* GOAL OF THE EXERCISE: Scan the lines below for the word "components". Copy each line you find it in.

Data listing:
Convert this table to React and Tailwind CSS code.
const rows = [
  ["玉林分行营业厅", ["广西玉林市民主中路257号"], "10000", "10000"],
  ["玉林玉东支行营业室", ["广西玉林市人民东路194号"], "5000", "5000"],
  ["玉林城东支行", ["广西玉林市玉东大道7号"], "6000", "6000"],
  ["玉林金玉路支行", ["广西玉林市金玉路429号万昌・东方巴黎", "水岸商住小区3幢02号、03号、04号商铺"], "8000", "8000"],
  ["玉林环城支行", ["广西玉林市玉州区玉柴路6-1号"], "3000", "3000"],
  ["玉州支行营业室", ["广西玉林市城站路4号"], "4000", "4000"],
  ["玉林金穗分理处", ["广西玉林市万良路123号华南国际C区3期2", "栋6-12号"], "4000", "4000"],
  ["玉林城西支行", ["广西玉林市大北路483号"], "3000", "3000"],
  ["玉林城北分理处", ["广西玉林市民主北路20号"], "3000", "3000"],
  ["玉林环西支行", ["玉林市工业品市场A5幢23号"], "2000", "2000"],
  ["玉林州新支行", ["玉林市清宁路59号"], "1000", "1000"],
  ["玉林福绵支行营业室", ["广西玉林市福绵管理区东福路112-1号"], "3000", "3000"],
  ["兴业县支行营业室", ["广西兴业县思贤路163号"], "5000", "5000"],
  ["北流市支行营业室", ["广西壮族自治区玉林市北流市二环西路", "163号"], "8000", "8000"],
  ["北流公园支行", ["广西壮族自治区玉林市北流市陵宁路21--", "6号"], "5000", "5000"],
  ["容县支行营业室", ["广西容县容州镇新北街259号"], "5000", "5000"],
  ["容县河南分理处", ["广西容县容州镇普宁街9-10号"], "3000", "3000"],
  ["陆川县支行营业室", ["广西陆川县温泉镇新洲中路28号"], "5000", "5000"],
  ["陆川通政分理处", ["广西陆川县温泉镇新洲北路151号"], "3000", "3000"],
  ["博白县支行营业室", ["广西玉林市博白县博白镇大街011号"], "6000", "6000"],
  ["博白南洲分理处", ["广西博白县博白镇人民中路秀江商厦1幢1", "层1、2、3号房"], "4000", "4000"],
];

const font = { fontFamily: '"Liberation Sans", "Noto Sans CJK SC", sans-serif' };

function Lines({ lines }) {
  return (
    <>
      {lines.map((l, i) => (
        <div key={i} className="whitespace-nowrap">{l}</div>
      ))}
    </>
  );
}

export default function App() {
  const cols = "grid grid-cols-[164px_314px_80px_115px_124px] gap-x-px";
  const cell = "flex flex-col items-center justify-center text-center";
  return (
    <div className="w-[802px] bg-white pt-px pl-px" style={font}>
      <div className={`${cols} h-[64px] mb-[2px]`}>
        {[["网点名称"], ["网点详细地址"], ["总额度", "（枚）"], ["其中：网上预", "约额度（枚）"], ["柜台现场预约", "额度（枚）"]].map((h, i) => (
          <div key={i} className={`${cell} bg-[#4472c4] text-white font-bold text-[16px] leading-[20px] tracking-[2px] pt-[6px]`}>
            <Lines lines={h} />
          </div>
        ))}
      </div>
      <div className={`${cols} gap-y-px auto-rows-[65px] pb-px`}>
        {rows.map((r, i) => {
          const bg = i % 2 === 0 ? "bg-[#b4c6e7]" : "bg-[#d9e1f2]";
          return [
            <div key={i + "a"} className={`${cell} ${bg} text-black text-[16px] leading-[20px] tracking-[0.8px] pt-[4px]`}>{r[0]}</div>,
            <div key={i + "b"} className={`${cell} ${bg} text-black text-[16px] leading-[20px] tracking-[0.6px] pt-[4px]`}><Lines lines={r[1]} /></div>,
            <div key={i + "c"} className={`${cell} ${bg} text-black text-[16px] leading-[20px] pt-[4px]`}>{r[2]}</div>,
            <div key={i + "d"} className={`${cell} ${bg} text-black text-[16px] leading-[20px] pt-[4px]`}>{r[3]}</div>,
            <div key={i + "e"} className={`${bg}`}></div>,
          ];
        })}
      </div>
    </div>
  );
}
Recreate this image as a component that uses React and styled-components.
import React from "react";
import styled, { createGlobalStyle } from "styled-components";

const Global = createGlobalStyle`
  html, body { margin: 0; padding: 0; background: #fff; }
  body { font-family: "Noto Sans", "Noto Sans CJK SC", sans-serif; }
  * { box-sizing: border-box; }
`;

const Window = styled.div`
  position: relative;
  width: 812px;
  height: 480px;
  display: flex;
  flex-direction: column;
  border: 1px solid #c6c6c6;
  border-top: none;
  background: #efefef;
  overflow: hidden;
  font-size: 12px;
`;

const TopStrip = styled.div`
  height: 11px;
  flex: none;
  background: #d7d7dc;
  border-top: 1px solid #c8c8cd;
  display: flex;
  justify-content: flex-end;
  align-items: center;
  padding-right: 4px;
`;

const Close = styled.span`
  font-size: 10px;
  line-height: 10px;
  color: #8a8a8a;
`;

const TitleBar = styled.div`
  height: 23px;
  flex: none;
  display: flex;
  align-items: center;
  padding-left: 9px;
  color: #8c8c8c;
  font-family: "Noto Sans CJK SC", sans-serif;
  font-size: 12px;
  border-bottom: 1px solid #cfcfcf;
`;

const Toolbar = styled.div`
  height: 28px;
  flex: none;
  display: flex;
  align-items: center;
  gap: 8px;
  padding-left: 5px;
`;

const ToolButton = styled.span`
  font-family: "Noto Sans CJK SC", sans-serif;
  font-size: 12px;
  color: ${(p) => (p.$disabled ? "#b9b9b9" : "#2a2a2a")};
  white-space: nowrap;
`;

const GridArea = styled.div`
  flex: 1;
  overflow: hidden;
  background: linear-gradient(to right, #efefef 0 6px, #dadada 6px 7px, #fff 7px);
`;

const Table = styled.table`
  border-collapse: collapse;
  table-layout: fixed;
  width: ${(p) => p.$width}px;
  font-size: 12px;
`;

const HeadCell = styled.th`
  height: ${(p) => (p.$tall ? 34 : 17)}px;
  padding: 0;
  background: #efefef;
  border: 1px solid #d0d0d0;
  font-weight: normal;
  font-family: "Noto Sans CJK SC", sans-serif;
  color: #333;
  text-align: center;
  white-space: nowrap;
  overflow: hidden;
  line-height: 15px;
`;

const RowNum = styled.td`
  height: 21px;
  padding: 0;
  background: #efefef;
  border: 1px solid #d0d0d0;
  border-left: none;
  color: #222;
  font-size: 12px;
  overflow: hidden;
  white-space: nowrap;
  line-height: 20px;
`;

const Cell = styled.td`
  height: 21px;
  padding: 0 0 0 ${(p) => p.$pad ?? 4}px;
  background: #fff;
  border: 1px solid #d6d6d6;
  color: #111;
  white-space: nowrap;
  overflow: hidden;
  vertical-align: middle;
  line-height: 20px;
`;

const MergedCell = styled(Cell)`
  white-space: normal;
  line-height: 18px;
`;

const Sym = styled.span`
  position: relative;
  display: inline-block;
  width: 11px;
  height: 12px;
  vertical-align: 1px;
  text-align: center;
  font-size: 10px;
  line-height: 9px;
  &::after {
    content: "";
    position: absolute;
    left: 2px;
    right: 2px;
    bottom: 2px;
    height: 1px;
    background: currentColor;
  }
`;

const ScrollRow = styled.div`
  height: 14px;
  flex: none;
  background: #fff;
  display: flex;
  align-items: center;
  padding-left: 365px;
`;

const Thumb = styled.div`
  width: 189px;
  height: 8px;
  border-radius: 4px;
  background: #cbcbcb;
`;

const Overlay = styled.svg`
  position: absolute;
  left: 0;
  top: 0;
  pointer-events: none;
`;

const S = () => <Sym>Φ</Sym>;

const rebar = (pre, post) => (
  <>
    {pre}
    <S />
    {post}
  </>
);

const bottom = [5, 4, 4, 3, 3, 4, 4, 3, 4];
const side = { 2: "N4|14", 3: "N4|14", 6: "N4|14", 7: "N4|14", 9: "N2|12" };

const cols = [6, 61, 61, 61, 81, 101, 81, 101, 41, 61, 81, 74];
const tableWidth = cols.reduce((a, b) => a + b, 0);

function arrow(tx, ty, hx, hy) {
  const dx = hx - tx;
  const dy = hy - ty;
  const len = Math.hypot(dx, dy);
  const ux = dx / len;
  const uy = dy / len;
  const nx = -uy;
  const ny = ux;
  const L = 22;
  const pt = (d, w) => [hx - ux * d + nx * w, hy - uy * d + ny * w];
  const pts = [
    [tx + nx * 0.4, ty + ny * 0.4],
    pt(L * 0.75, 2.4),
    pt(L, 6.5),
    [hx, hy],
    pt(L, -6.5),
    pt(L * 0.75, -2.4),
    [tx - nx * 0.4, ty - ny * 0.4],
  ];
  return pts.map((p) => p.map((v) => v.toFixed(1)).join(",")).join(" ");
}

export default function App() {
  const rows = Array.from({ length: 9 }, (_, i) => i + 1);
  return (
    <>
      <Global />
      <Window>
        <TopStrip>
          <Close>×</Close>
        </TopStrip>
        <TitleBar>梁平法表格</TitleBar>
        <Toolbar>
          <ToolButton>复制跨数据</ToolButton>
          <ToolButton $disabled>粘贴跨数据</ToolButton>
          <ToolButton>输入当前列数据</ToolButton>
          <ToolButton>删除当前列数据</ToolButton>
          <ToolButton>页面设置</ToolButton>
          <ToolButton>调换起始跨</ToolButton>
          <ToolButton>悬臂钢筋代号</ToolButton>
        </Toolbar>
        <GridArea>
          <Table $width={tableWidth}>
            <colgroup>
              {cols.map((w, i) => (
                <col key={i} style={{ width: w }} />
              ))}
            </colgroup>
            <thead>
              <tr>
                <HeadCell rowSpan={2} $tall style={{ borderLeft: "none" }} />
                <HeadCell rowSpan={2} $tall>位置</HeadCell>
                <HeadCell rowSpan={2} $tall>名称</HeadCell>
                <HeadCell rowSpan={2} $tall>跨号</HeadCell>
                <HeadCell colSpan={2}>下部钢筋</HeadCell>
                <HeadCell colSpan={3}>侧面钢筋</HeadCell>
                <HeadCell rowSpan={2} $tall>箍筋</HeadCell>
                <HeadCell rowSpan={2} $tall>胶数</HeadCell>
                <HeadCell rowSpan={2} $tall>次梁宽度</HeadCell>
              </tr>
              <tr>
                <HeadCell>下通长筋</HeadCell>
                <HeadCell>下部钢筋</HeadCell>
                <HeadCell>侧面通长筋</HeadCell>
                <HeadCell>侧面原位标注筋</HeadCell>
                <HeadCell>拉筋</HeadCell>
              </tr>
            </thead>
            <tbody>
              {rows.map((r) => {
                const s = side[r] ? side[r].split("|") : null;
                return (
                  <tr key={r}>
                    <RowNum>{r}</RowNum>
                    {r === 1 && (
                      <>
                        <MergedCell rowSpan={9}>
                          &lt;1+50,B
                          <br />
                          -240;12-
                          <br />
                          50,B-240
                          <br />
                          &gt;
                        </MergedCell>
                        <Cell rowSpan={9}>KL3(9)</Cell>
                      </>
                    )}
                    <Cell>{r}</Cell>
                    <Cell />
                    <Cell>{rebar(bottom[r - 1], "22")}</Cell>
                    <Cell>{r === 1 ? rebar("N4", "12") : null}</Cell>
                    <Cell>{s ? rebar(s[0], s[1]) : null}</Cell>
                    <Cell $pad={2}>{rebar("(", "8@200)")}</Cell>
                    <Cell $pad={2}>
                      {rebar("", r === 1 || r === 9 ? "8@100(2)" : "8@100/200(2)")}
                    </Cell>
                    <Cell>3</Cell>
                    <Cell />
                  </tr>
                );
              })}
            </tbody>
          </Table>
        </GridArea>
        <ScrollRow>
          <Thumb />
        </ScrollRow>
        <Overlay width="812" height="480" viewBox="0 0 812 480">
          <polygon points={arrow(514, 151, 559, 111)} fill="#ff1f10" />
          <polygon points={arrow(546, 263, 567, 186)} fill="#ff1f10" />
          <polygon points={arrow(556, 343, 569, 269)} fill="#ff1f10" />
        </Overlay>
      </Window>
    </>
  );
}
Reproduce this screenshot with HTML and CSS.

* FINAL ANSWER:
Recreate this image as a component that uses React and styled-components.
import styled, { createGlobalStyle } from "styled-components";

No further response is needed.